Vimentin phosphorylation affects IRBIT subcellular distribution. Effect of ROCK and UPS inhibitors. Representative confocal images show subcellular distribution of IRBIT in presence of RFP or tested RFP-vimentin forms. Neuro2a cells were transfected and treated as indicated for 24 hrs. Cells were fixed, permeabilized and immunostained for enogenous IRBIT (green). A. Control untreated cells (DMSO, 1/1000). B. Cells treated with 20 μM Y-27632. C. Cells treated with 5 μM MG132. Fluorescence of RFP (red) and DAPI (blue) are also shown. Scale bar, 5 μm.

Figure 5

IRBIT modifies inclusion formation in 150Q Neuro2a cells.

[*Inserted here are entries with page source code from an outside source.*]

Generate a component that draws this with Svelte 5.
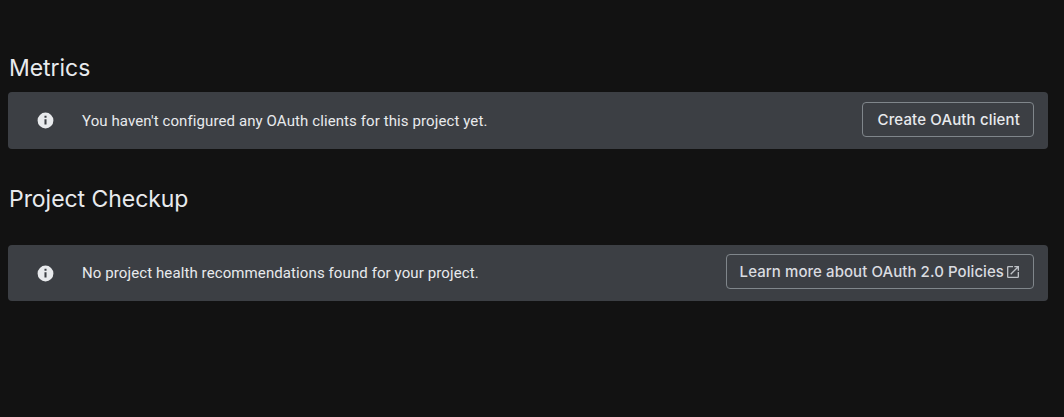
<script lang="ts">
    const sections = [
        {
            title: 'Metrics',
            message: "You haven't configured any OAuth clients for this project yet.",
            action: 'Create OAuth client',
            external: false,
            gap: 'tight'
        },
        {
            title: 'Project Checkup',
            message: 'No project health recommendations found for your project.',
            action: 'Learn more about OAuth 2.0 Policies',
            external: true,
            gap: 'wide'
        }
    ]
</script>

<main class="page">
    {#each sections as s}
        <section class="section {s.gap}">
            <h2>{s.title}</h2>
            <div class="banner">
                <svg class="info" viewBox="0 0 24 24" width="19" height="19" aria-hidden="true">
                    <path fill="#e8eaed" d="M12 2a10 10 0 1 0 0 20 10 10 0 0 0 0-20zm1.3 15h-2.6v-6.6h2.6V17zm0-8.6h-2.6V6h2.6v2.4z"/>
                </svg>
                <p>{s.message}</p>
                <button type="button" class:external={s.external}>
                    {s.action}
                    {#if s.external}
                        <svg viewBox="0 0 24 24" width="16" height="16" aria-hidden="true">
                            <path fill="#bdc1c6" d="M19 19H5V5h7V3H5a2 2 0 0 0-2 2v14a2 2 0 0 0 2 2h14a2 2 0 0 0 2-2v-7h-2v7zM14 3v2h3.6l-9.8 9.8 1.4 1.4L19 6.4V10h2V3h-7z"/>
                        </svg>
                    {/if}
                </button>
            </div>
        </section>
    {/each}
</main>

<style>
    :global(body) {
        background: #121212;
    }
    .page {
        box-sizing: border-box;
        height: 417px;
        padding: 53px 16px 0 8px;
        background: #121212;
        font-family: Roboto, "Liberation Sans", sans-serif;
    }
    .section {
        display: flex;
        flex-direction: column;
    }
    .section + .section {
        margin-top: 35px;
    }
    h2 {
        margin: 0 0 0 1px;
        font-family: Inter, Roboto, sans-serif;
        font-size: 23px;
        font-weight: 400;
        letter-spacing: -0.05px;
        line-height: 30px;
        color: #e8eaed;
    }
    .tight h2 {
        margin-bottom: 9px;
    }
    .wide h2 {
        margin-bottom: 31px;
    }
    .banner {
        display: flex;
        align-items: center;
        height: 57px;
        box-sizing: border-box;
        padding: 0 14px 0 28px;
        background: #3c3f44;
        border-radius: 4px;
    }
    .wide .banner {
        height: 56px;
    }
    .info {
        flex: none;
    }
    p {
        flex: 1;
        margin: 0 0 0 27px;
        font-size: 15px;
        line-height: 20px;
        letter-spacing: 0.1px;
        color: #e8eaed;
    }
    button {
        display: flex;
        align-items: center;
        gap: 1px;
        height: 35px;
        margin-bottom: 2px;
        padding: 0 13px 0 14px;
        background: transparent;
        border: 1px solid #80868b;
        border-radius: 4px;
        font-family: Inter, Roboto, sans-serif;
        font-size: 15px;
        font-weight: 500;
        letter-spacing: 0.15px;
        color: #e8eaed;
    }
    .wide button {
        margin-bottom: 3px;
    }
    .external {
        padding: 0 12px 0 13px;
        letter-spacing: 0.07px;
        color: #dadce0;
    }
</style>
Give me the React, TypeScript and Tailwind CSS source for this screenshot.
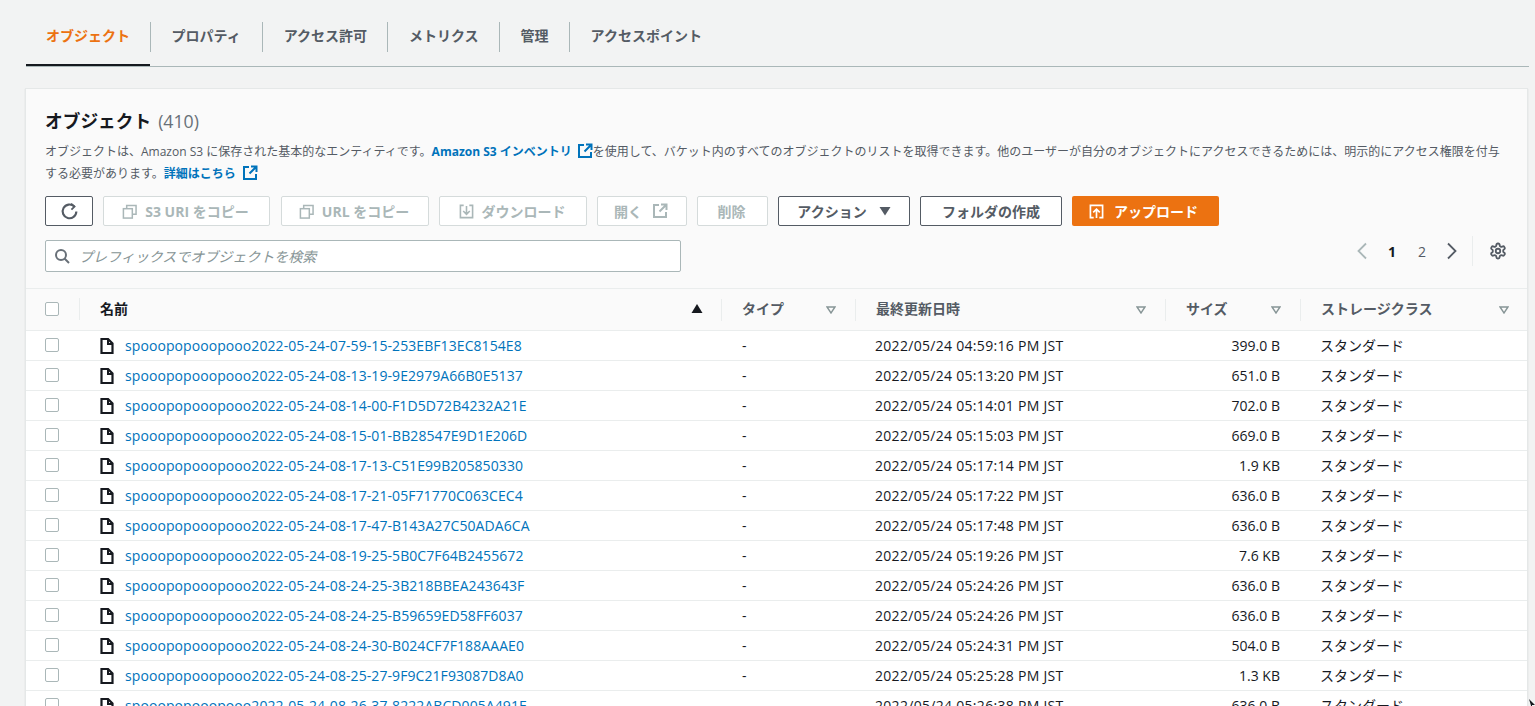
import React from "react";

const rows: [string, string, string][] = [
  ["07-59-15-253EBF13EC8154E8", "04:59:16", "399.0 B"],
  ["08-13-19-9E2979A66B0E5137", "05:13:20", "651.0 B"],
  ["08-14-00-F1D5D72B4232A21E", "05:14:01", "702.0 B"],
  ["08-15-01-BB28547E9D1E206D", "05:15:03", "669.0 B"],
  ["08-17-13-C51E99B205850330", "05:17:14", "1.9 KB"],
  ["08-17-21-05F71770C063CEC4", "05:17:22", "636.0 B"],
  ["08-17-47-B143A27C50ADA6CA", "05:17:48", "636.0 B"],
  ["08-19-25-5B0C7F64B2455672", "05:19:26", "7.6 KB"],
  ["08-24-25-3B218BBEA243643F", "05:24:26", "636.0 B"],
  ["08-24-25-B59659ED58FF6037", "05:24:26", "636.0 B"],
  ["08-24-30-B024CF7F188AAAE0", "05:24:31", "504.0 B"],
  ["08-25-27-9F9C21F93087D8A0", "05:25:28", "1.3 KB"],
  ["08-26-37-8222ABCD005A491F", "05:26:38", "636.0 B"],
];

const FONT = "font-['Open_Sans','Noto_Sans_CJK_JP',sans-serif]";
const COLS = "grid grid-cols-[695px_134px_310px_135px_228px]";

const Ext = ({ c = "#0073bb", s = 16 }: { c?: string; s?: number }) => (
  <svg width={s} height={s} viewBox="0 0 16 16" fill="none" stroke={c} strokeWidth="2" className="shrink-0">
    <path d="M7 2H2v12h12V9" />
    <path d="M9 1.500h5.500V7M14 2L7.500 8.500" />
  </svg>
);
const Copy = () => (
  <svg width="15" height="15" viewBox="0 0 16 16" fill="none" stroke="#aab7b8" strokeWidth="1.600" className="shrink-0">
    <rect x="1.500" y="5" width="9.500" height="10" />
    <path d="M5 5V1.500h10V11h-4" />
  </svg>
);
const Check = () => <span className="block w-[14px] h-[14px] rounded-[2px] border border-[#aab7b8] bg-white" />;
const Filt = () => (
  <svg width="10" height="8" viewBox="0 0 10 8" fill="none" stroke="#879596" strokeWidth="1.400" className="shrink-0">
    <path d="M1 1h8L5 7z" />
  </svg>
);
const FileI = () => (
  <svg width="14" height="16" viewBox="0 0 14 16" fill="none" stroke="#16191f" strokeWidth="2.200" className="shrink-0">
    <path d="M1.500 1h6.500l4.500 4.500V15h-11z" />
    <path d="M8 1v5h4.500" strokeWidth="2" />
  </svg>
);

const Dis = ({ w, children, cls = "" }: { w: string; children: React.ReactNode; cls?: string }) => (
  <div className={`${w} ${cls} h-[30px] shrink-0 flex items-center justify-center gap-[8px] pr-[2px] rounded-[2px] border border-[#d5dbdb] bg-white text-[14px] font-bold text-[#aab7b8]`}>
    {children}
  </div>
);
const Nrm = ({ w, children }: { w: string; children: React.ReactNode }) => (
  <div className={`${w} h-[30px] shrink-0 flex items-center justify-center gap-[12px] rounded-[2px] border border-[#545b64] bg-white text-[14px] font-bold text-[#545b64]`}>
    {children}
  </div>
);
const Head = ({ t }: { t: string }) => (
  <div className="flex items-center justify-between h-[22px] pl-[20px] pr-[19px] border-l border-[#eaeded]">
    <span className="text-[14px] font-bold text-[#545b64] mb-[2px]">{t}</span>
    <Filt />
  </div>
);

export default function App() {
  const tabs = ["プロパティ", "アクセス許可", "メトリクス", "管理", "アクセスポイント"];
  return (
    <div className={`${FONT} h-[706px] w-[1535px] overflow-hidden bg-[#f2f3f3] relative`}>
      <div className="ml-[26px] mr-[6px] pt-[20px]">
        <div className="flex h-[47px] border-b border-[#aab7b8] items-start pt-[2px]">
          <div className="w-[124px] h-[44px] border-b-2 border-[#16191f] flex items-start">
            <div className="pl-[20px] h-[30px] pb-[3px] flex items-center text-[14px] font-bold text-[#ec7211]">オブジェクト</div>
          </div>
          {tabs.map((t) => (
            <div key={t} className="h-[30px] pb-[3px] flex items-center border-l border-[#aab7b8] px-[20.500px] [&:nth-child(2)]:pr-[21.500px] text-[14px] font-bold text-[#545b64]">
              {t}
            </div>
          ))}
        </div>
      </div>

      <div className="ml-[25px] mr-[7px] mt-[21px] bg-white border border-[#e5e8e8] shadow-[0_1px_1px_rgba(0,28,36,0.15)]">
        <div className="bg-[#fafafa] border-b border-[#eaeded] pl-[19px] pr-[20px] pt-[19px] h-[200px]">
          <div className="flex items-baseline gap-[7px] h-[26px]">
            <span className="text-[17.700px] font-bold text-[#16191f]">オブジェクト</span>
            <span className="text-[17.700px] text-[#687078]">(410)</span>
          </div>
          <p className="mt-[7px] text-[12px] leading-[22px] text-[#545b64]">
            オブジェクトは、Amazon S3 に保存された基本的なエンティティです。
            <span className="font-bold text-[#0073bb]">Amazon S3 インベントリ</span>
            <span className="inline-block align-[-3px] ml-[5px]"><Ext /></span>
            を使用して、バケット内のすべてのオブジェクトのリストを取得できます。他のユーザーが自分のオブジェクトにアクセスできるためには、明示的にアクセス権限を付与する必要があります。
            <span className="font-bold text-[#0073bb]">詳細はこちら</span>
            <span className="inline-block align-[-3px] ml-[6px]"><Ext /></span>
          </p>

          <div className="mt-[11px] flex gap-[10px]">
            <div className="w-[48px] h-[30px] shrink-0 flex items-center justify-center rounded-[2px] border border-[#545b64] bg-white">
              <svg width="19" height="19" viewBox="0 0 18 18" fill="none" stroke="#545b64" strokeWidth="2">
                <path d="M13.500 4.200A6.500 6.500 0 1 0 15.500 9" />
                <path d="M10.500 1.500l3.300 2.800-3 3" strokeWidth="1.700" />
              </svg>
            </div>
            <Dis w="w-[167px]"><Copy />S3 URI をコピー</Dis>
            <Dis w="w-[148px]" cls="ml-[1px]"><Copy />URL をコピー</Dis>
            <Dis w="w-[148px]">
              <svg width="15" height="15" viewBox="0 0 16 16" fill="none" stroke="#aab7b8" strokeWidth="1.700" className="shrink-0">
                <path d="M5 1.500H1.500v13h13v-13H11M8 2v8.500M4.500 7.500L8 11l3.500-3.500" />
              </svg>
              ダウンロード
            </Dis>
            <Dis w="w-[90px]">開く<span className="ml-[2px]"><Ext c="#aab7b8" /></span></Dis>
            <Dis w="w-[71px]">削除</Dis>
            <Nrm w="w-[132px]">
              アクション
              <svg width="12" height="10" viewBox="0 0 12 10" fill="#545b64"><path d="M0.500 1h11L6 9.500z" /></svg>
            </Nrm>
            <Nrm w="w-[142px]">フォルダの作成</Nrm>
            <div className="w-[147px] h-[30px] shrink-0 flex items-center justify-center gap-[10px] pr-[4px] rounded-[2px] bg-[#ec7211] text-[14px] font-bold text-white">
              <svg width="15" height="15" viewBox="0 0 16 16" fill="none" stroke="#fff" strokeWidth="1.800" className="shrink-0">
                <path d="M5 14.500H1.500v-13h13v13H11M8 15V6M4.500 9L8 5.500 11.500 9" />
              </svg>
              アップロード
            </div>
          </div>

          <div className="mt-[14px] flex items-start justify-between">
            <div className="w-[636px] h-[32px] flex items-center gap-[9px] pl-[8px] border border-[#aab7b8] rounded-[2px] bg-white">
              <svg width="16" height="16" viewBox="0 0 16 16" fill="none" stroke="#687078" strokeWidth="2">
                <circle cx="7" cy="7" r="5" />
                <path d="M10.500 10.500L15 15" />
              </svg>
              <span className="text-[14px] italic text-[#879596]">プレフィックスでオブジェクトを検索</span>
            </div>
            <div className="flex items-center h-[32px] -mt-[5px]">
              <svg width="12" height="18" viewBox="0 0 12 18" fill="none" stroke="#aab7b8" strokeWidth="1.800" className="mr-[20px]">
                <path d="M10 1.500L2.500 9l7.500 7.500" />
              </svg>
              <span className="w-[8px] text-[14px] font-bold text-[#16191f] text-center">1</span>
              <span className="w-[8px] ml-[22px] text-[14px] text-[#545b64] text-center">2</span>
              <svg width="12" height="18" viewBox="0 0 12 18" fill="none" stroke="#545b64" strokeWidth="1.800" className="ml-[20px]">
                <path d="M2 1.500L9.500 9 2 16.500" />
              </svg>
              <span className="w-px h-[30px] bg-[#eaeded] ml-[14px]" />
              <svg width="18" height="18" viewBox="0 0 24 24" fill="none" stroke="#545b64" strokeWidth="2.400" strokeLinecap="round" strokeLinejoin="round" className="ml-[16px]">
                <path d="M12.220 2h-.44a2 2 0 0 0-2 2v.18a2 2 0 0 1-1 1.730l-.43.250a2 2 0 0 1-2 0l-.15-.080a2 2 0 0 0-2.730.730l-.22.380a2 2 0 0 0 .73 2.730l.15.100a2 2 0 0 1 1 1.720v.510a2 2 0 0 1-1 1.740l-.15.090a2 2 0 0 0-.73 2.730l.22.380a2 2 0 0 0 2.730.730l.15-.080a2 2 0 0 1 2 0l.43.250a2 2 0 0 1 1 1.730V20a2 2 0 0 0 2 2h.44a2 2 0 0 0 2-2v-.18a2 2 0 0 1 1-1.730l.43-.250a2 2 0 0 1 2 0l.15.080a2 2 0 0 0 2.730-.730l.22-.390a2 2 0 0 0-.73-2.730l-.15-.080a2 2 0 0 1-1-1.740v-.500a2 2 0 0 1 1-1.740l.15-.090a2 2 0 0 0 .73-2.730l-.22-.380a2 2 0 0 0-2.730-.730l-.15.080a2 2 0 0 1-2 0l-.43-.250a2 2 0 0 1-1-1.730V4a2 2 0 0 0-2-2z" />
                <circle cx="12" cy="12" r="3" />
              </svg>
            </div>
          </div>
        </div>

        <div className={`${COLS} h-[42px] items-center bg-[#fafafa] border-b border-[#eaeded]`}>
          <div className="flex items-center pl-[19px] pb-[2px]">
            <Check />
            <span className="w-px h-[22px] bg-[#eaeded] ml-[20px]" />
            <span className="ml-[20px] text-[14px] font-bold text-[#16191f]">名前</span>
            <svg width="12" height="9" viewBox="0 0 12 9" fill="#16191f" className="ml-auto mr-[18px]"><path d="M6 0l5.500 9H.5z" /></svg>
          </div>
          <Head t="タイプ" />
          <Head t="最終更新日時" />
          <Head t="サイズ" />
          <Head t="ストレージクラス" />
        </div>

        {rows.map(([id, time, size]) => (
          <div key={id} className={`${COLS} h-[30px] items-center border-b border-[#eaeded] bg-white text-[14px] text-[#16191f]`}>
            <div className="flex items-center pl-[19px]">
              <span className="mb-[1px]"><Check /></span>
              <span className="ml-[41px]"><FileI /></span>
              <span className="ml-[11px] text-[#0073bb] tracking-[0.08px]">spooopopooopooo2022-05-24-{id}</span>
            </div>
            <div className="pl-[21px]">-</div>
            <div className="pl-[20px] tracking-[0.3px]">2022/05/24 {time} PM JST</div>
            <div className="text-right pr-[20px]">{size}</div>
            <div className="pl-[20px]">スタンダード</div>
          </div>
        ))}
      </div>

      <svg width="6" height="10" viewBox="0 0 6 10" fill="#16191f" className="absolute left-[1529px] top-[699px]">
        <path d="M0 0l6 6H3v4z" />
      </svg>
    </div>
  );
}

A. 48 hrs after transfection of control or IRBIT siRNA and RFP or tested RFP-vimentin forms, cells were induced for 24 hrs, fixed, and analyzed by ArrayScan. *p = 0.028, **p = 0.0008, ***p = 0.00005, ****p = 0.00004, ^ˆp = 0.0018, ^ˆˆp = 0.0021, ^ˆˆˆp = 0.00034, ^#p = 0.0007, ^##p = 0.0004, ^###p = 0.00002, ^#167;p = 0.016, ^#167;#167;p = 0.0001. B. Images generated and analyzed by ArrayScan representing each experimental condition in A. Green, tNHtt-150Q-EGFP; blue, Hoechst 33258. Magnification, 20x. C. Cells were co-transfected with mock or flag-IRBIT and RFP or tested RFP-vimentin forms and induced for 24 hrs before analyzed by ArrayScan. *p = 0.042, **p = 0.0002, ***p = 0.049, ^ˆp = 0.0002, ^ˆˆp = 0.0099, ^ˆˆˆp = 0.00013, ^#p = 0.00005, ^##p = 0.015, ^###p = 0.00009, ^####p = 0.0008, ^#####p = 0.0005, ^######p = 0.0092, ^#167;p = 0.0026, ^#167;#167;p = 0.0016. D. Images generated and analyzed by ArrayScan representing each experimental condition in C. Green, tNHtt-150Q-EGFP; blue, Hoechst 33258. Magnification, 20x. Bars in A and C represent relative mean values ± s.d. from four independent experiments, with levels of inclusion formation under control conditions normalized to a value of 1.

Figure 6

Schematic representation of the proposed mechanism of the vimentin effect on mutant Htt aggregation. A. In HD, mutant Htt and dopamine stimulation may activate ROCK, which in turn phosphorylates vimentin at Ser71 and Ser38 leading to IRBIT sequestration, reduced interaction of IRBIT with IP3R1, and activation of IP3R1. Mutant Htt expression and aggregation may increase aggresome formation enhancing IRBIT sequestration. B. Blocking vimentin phosphorylation by ROCK inhibitors may lead to reduced IRBIT sequestration by vimentin and consequently to decreased accumulation and aggregation of the pathogenic polyQ protein.